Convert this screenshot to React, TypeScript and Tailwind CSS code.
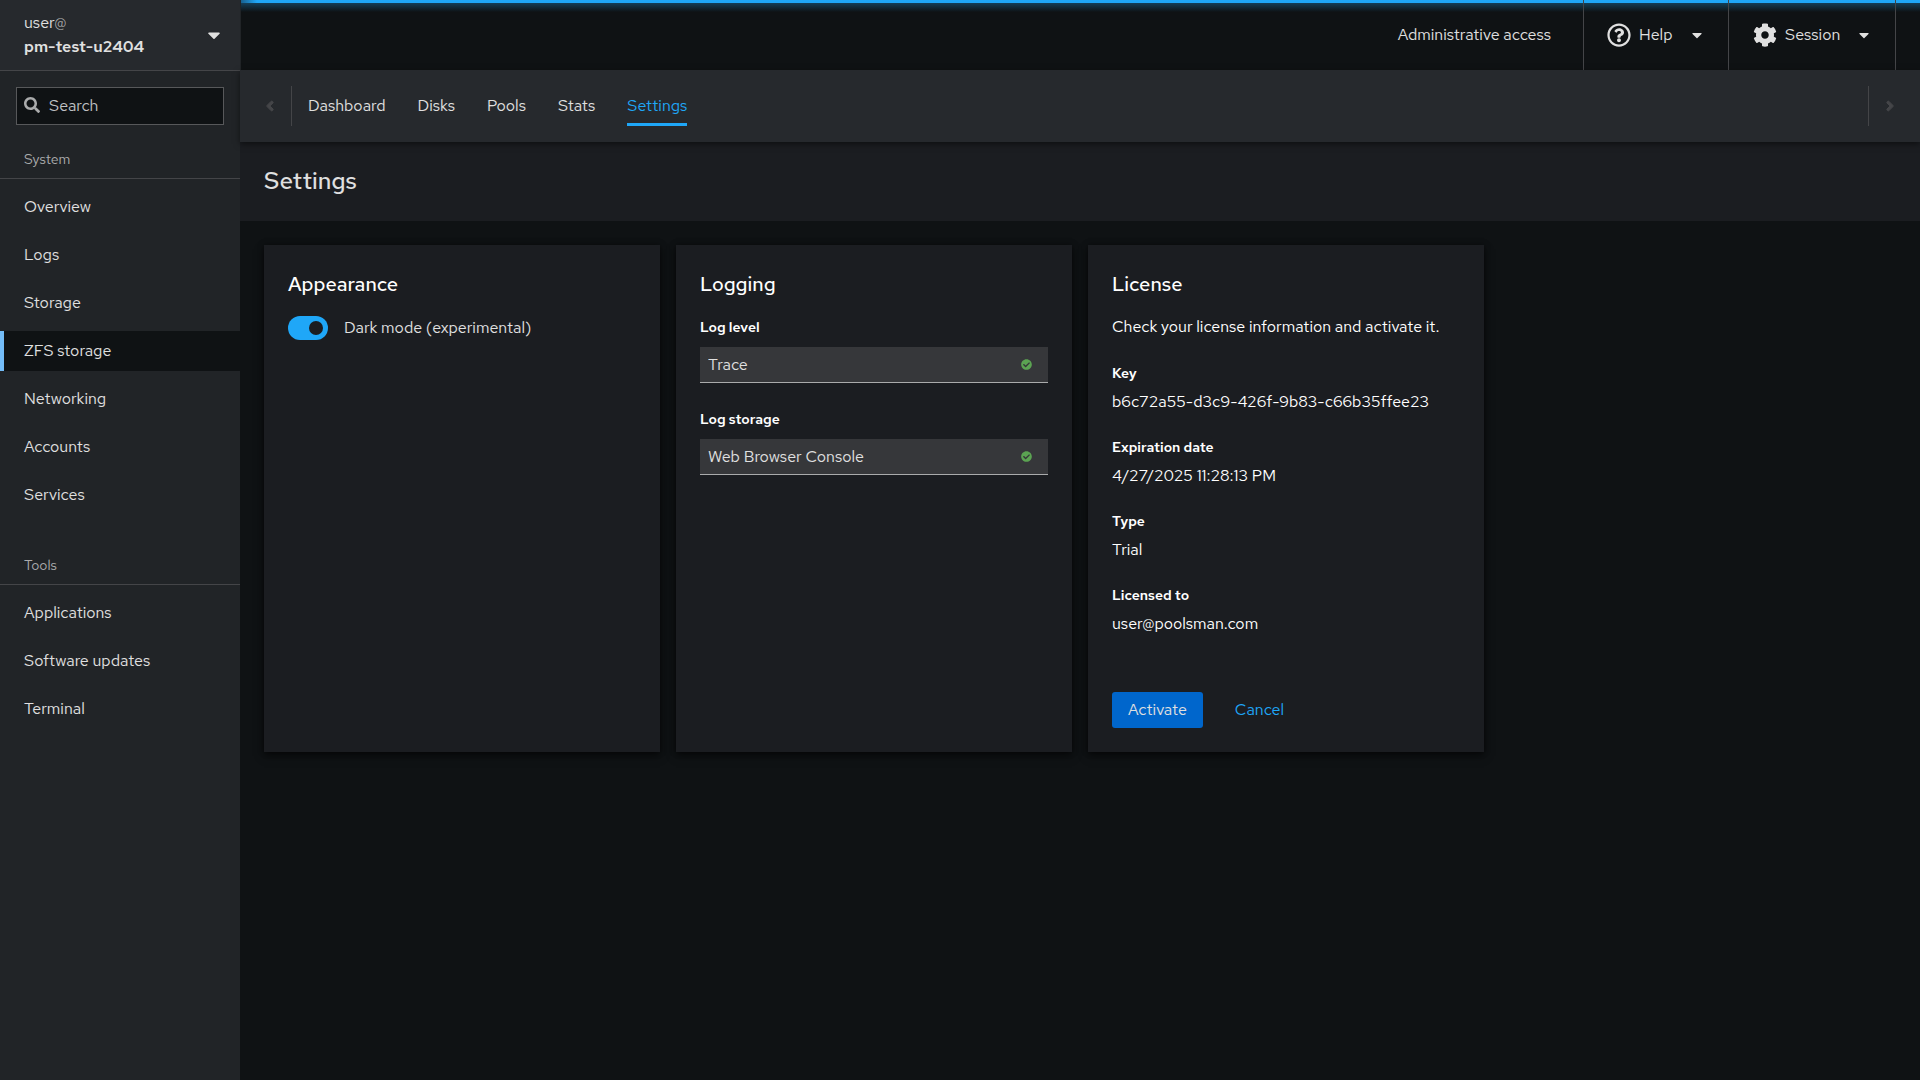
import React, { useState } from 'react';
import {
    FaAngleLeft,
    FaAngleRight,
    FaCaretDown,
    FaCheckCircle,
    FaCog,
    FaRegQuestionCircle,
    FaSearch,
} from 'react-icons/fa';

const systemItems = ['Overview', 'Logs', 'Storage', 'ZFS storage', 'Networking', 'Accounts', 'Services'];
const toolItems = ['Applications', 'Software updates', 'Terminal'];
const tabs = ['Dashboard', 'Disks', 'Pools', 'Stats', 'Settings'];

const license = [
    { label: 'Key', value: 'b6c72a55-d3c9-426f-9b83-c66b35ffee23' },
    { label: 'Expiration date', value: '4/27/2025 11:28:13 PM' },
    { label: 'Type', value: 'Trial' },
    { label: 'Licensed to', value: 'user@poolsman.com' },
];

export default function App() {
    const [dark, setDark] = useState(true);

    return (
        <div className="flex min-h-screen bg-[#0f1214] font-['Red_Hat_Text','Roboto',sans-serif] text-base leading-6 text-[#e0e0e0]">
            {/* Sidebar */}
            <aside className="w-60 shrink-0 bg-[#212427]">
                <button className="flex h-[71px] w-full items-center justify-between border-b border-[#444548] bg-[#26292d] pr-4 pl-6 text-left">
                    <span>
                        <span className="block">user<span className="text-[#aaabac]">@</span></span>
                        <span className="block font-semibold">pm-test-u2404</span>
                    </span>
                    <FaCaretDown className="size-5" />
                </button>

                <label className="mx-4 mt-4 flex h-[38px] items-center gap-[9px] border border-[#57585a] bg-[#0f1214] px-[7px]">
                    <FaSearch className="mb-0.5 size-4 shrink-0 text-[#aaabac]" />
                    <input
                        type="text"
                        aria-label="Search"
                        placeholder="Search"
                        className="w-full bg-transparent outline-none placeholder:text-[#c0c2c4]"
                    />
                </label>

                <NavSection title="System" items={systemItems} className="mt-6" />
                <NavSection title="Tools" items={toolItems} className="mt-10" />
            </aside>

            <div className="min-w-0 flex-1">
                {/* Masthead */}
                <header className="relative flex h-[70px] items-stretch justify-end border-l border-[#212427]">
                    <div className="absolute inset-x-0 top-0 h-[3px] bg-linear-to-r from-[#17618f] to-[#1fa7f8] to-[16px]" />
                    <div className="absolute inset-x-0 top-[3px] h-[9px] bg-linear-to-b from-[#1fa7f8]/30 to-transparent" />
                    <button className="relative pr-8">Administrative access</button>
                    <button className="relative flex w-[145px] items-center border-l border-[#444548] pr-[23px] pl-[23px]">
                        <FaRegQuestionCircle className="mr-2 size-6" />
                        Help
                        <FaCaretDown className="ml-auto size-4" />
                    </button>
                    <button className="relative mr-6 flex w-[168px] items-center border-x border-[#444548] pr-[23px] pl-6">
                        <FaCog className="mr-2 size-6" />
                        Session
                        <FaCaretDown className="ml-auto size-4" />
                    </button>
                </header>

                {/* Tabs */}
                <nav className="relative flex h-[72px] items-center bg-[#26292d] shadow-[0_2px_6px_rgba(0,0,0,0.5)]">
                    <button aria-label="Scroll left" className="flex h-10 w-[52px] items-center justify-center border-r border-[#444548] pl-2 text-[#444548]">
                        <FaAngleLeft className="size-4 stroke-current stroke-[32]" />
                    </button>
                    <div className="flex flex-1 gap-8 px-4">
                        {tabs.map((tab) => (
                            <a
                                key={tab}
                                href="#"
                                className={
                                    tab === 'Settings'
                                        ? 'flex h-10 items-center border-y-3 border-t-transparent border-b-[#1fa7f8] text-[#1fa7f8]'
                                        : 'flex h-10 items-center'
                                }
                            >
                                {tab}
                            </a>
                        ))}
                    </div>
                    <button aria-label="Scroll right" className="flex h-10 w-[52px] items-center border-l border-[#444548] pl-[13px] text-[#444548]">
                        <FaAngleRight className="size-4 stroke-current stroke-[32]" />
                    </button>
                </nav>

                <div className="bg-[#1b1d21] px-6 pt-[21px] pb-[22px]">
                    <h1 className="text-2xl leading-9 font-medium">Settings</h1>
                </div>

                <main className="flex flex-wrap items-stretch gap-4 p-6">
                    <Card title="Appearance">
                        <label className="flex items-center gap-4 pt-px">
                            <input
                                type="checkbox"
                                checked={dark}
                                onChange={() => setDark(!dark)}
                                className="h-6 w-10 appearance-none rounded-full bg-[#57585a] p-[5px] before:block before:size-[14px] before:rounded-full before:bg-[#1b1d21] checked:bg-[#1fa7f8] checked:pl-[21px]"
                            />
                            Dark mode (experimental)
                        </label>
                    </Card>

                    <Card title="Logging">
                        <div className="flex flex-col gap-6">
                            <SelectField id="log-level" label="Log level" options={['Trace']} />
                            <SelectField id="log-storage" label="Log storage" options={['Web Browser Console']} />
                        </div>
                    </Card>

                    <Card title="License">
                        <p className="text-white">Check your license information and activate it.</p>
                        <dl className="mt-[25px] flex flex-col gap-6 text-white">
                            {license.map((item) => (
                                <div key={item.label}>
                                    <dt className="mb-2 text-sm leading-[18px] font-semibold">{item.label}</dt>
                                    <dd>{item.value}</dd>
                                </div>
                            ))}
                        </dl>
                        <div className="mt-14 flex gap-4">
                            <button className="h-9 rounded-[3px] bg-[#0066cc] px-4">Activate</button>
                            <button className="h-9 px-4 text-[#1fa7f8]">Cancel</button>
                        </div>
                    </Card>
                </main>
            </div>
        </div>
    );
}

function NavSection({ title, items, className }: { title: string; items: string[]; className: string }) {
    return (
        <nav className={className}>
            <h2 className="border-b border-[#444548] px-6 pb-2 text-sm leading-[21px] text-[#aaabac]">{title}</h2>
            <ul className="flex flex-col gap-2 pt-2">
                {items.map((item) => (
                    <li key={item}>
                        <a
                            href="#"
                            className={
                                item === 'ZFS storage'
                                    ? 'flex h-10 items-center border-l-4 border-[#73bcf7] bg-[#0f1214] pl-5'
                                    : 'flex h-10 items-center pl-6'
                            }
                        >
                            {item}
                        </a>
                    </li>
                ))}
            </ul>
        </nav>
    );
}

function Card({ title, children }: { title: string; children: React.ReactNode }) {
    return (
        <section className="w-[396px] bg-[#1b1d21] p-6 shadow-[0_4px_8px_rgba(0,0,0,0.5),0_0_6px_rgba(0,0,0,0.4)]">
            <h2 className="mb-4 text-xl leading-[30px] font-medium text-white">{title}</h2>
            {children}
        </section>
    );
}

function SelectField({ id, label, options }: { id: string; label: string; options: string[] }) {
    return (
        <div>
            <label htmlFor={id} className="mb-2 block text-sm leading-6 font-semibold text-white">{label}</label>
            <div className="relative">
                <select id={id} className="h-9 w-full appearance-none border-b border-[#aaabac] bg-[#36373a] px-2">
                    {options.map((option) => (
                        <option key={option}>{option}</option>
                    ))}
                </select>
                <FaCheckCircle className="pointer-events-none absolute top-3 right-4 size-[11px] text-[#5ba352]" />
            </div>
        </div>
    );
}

# [WHAT THE TASK ASKS]
Return the listing above unchanged, apart from dropping its pictures.

# [RESULT OF THE TASK]
Convert this screenshot to React, TypeScript and Tailwind CSS code.
import React, { useState } from 'react';
import {
    FaAngleLeft,
    FaAngleRight,
    FaCaretDown,
    FaCheckCircle,
    FaCog,
    FaRegQuestionCircle,
    FaSearch,
} from 'react-icons/fa';

const systemItems = ['Overview', 'Logs', 'Storage', 'ZFS storage', 'Networking', 'Accounts', 'Services'];
const toolItems = ['Applications', 'Software updates', 'Terminal'];
const tabs = ['Dashboard', 'Disks', 'Pools', 'Stats', 'Settings'];

const license = [
    { label: 'Key', value: 'b6c72a55-d3c9-426f-9b83-c66b35ffee23' },
    { label: 'Expiration date', value: '4/27/2025 11:28:13 PM' },
    { label: 'Type', value: 'Trial' },
    { label: 'Licensed to', value: 'user@poolsman.com' },
];

export default function App() {
    const [dark, setDark] = useState(true);

    return (
        <div className="flex min-h-screen bg-[#0f1214] font-['Red_Hat_Text','Roboto',sans-serif] text-base leading-6 text-[#e0e0e0]">
            {/* Sidebar */}
            <aside className="w-60 shrink-0 bg-[#212427]">
                <button className="flex h-[71px] w-full items-center justify-between border-b border-[#444548] bg-[#26292d] pr-4 pl-6 text-left">
                    <span>
                        <span className="block">user<span className="text-[#aaabac]">@</span></span>
                        <span className="block font-semibold">pm-test-u2404</span>
                    </span>
                    <FaCaretDown className="size-5" />
                </button>

                <label className="mx-4 mt-4 flex h-[38px] items-center gap-[9px] border border-[#57585a] bg-[#0f1214] px-[7px]">
                    <FaSearch className="mb-0.5 size-4 shrink-0 text-[#aaabac]" />
                    <input
                        type="text"
                        aria-label="Search"
                        placeholder="Search"
                        className="w-full bg-transparent outline-none placeholder:text-[#c0c2c4]"
                    />
                </label>

                <NavSection title="System" items={systemItems} className="mt-6" />
                <NavSection title="Tools" items={toolItems} className="mt-10" />
            </aside>

            <div className="min-w-0 flex-1">
                {/* Masthead */}
                <header className="relative flex h-[70px] items-stretch justify-end border-l border-[#212427]">
                    <div className="absolute inset-x-0 top-0 h-[3px] bg-linear-to-r from-[#17618f] to-[#1fa7f8] to-[16px]" />
                    <div className="absolute inset-x-0 top-[3px] h-[9px] bg-linear-to-b from-[#1fa7f8]/30 to-transparent" />
                    <button className="relative pr-8">Administrative access</button>
                    <button className="relative flex w-[145px] items-center border-l border-[#444548] pr-[23px] pl-[23px]">
                        <FaRegQuestionCircle className="mr-2 size-6" />
                        Help
                        <FaCaretDown className="ml-auto size-4" />
                    </button>
                    <button className="relative mr-6 flex w-[168px] items-center border-x border-[#444548] pr-[23px] pl-6">
                        <FaCog className="mr-2 size-6" />
                        Session
                        <FaCaretDown className="ml-auto size-4" />
                    </button>
                </header>

                {/* Tabs */}
                <nav className="relative flex h-[72px] items-center bg-[#26292d] shadow-[0_2px_6px_rgba(0,0,0,0.5)]">
                    <button aria-label="Scroll left" className="flex h-10 w-[52px] items-center justify-center border-r border-[#444548] pl-2 text-[#444548]">
                        <FaAngleLeft className="size-4 stroke-current stroke-[32]" />
                    </button>
                    <div className="flex flex-1 gap-8 px-4">
                        {tabs.map((tab) => (
                            <a
                                key={tab}
                                href="#"
                                className={
                                    tab === 'Settings'
                                        ? 'flex h-10 items-center border-y-3 border-t-transparent border-b-[#1fa7f8] text-[#1fa7f8]'
                                        : 'flex h-10 items-center'
                                }
                            >
                                {tab}
                            </a>
                        ))}
                    </div>
                    <button aria-label="Scroll right" className="flex h-10 w-[52px] items-center border-l border-[#444548] pl-[13px] text-[#444548]">
                        <FaAngleRight className="size-4 stroke-current stroke-[32]" />
                    </button>
                </nav>

                <div className="bg-[#1b1d21] px-6 pt-[21px] pb-[22px]">
                    <h1 className="text-2xl leading-9 font-medium">Settings</h1>
                </div>

                <main className="flex flex-wrap items-stretch gap-4 p-6">
                    <Card title="Appearance">
                        <label className="flex items-center gap-4 pt-px">
                            <input
                                type="checkbox"
                                checked={dark}
                                onChange={() => setDark(!dark)}
                                className="h-6 w-10 appearance-none rounded-full bg-[#57585a] p-[5px] before:block before:size-[14px] before:rounded-full before:bg-[#1b1d21] checked:bg-[#1fa7f8] checked:pl-[21px]"
                            />
                            Dark mode (experimental)
                        </label>
                    </Card>

                    <Card title="Logging">
                        <div className="flex flex-col gap-6">
                            <SelectField id="log-level" label="Log level" options={['Trace']} />
                            <SelectField id="log-storage" label="Log storage" options={['Web Browser Console']} />
                        </div>
                    </Card>

                    <Card title="License">
                        <p className="text-white">Check your license information and activate it.</p>
                        <dl className="mt-[25px] flex flex-col gap-6 text-white">
                            {license.map((item) => (
                                <div key={item.label}>
                                    <dt className="mb-2 text-sm leading-[18px] font-semibold">{item.label}</dt>
                                    <dd>{item.value}</dd>
                                </div>
                            ))}
                        </dl>
                        <div className="mt-14 flex gap-4">
                            <button className="h-9 rounded-[3px] bg-[#0066cc] px-4">Activate</button>
                            <button className="h-9 px-4 text-[#1fa7f8]">Cancel</button>
                        </div>
                    </Card>
                </main>
            </div>
        </div>
    );
}

function NavSection({ title, items, className }: { title: string; items: string[]; className: string }) {
    return (
        <nav className={className}>
            <h2 className="border-b border-[#444548] px-6 pb-2 text-sm leading-[21px] text-[#aaabac]">{title}</h2>
            <ul className="flex flex-col gap-2 pt-2">
                {items.map((item) => (
                    <li key={item}>
                        <a
                            href="#"
                            className={
                                item === 'ZFS storage'
                                    ? 'flex h-10 items-center border-l-4 border-[#73bcf7] bg-[#0f1214] pl-5'
                                    : 'flex h-10 items-center pl-6'
                            }
                        >
                            {item}
                        </a>
                    </li>
                ))}
            </ul>
        </nav>
    );
}

function Card({ title, children }: { title: string; children: React.ReactNode }) {
    return (
        <section className="w-[396px] bg-[#1b1d21] p-6 shadow-[0_4px_8px_rgba(0,0,0,0.5),0_0_6px_rgba(0,0,0,0.4)]">
            <h2 className="mb-4 text-xl leading-[30px] font-medium text-white">{title}</h2>
            {children}
        </section>
    );
}

function SelectField({ id, label, options }: { id: string; label: string; options: string[] }) {
    return (
        <div>
            <label htmlFor={id} className="mb-2 block text-sm leading-6 font-semibold text-white">{label}</label>
            <div className="relative">
                <select id={id} className="h-9 w-full appearance-none border-b border-[#aaabac] bg-[#36373a] px-2">
                    {options.map((option) => (
                        <option key={option}>{option}</option>
                    ))}
                </select>
                <FaCheckCircle className="pointer-events-none absolute top-3 right-4 size-[11px] text-[#5ba352]" />
            </div>
        </div>
    );
}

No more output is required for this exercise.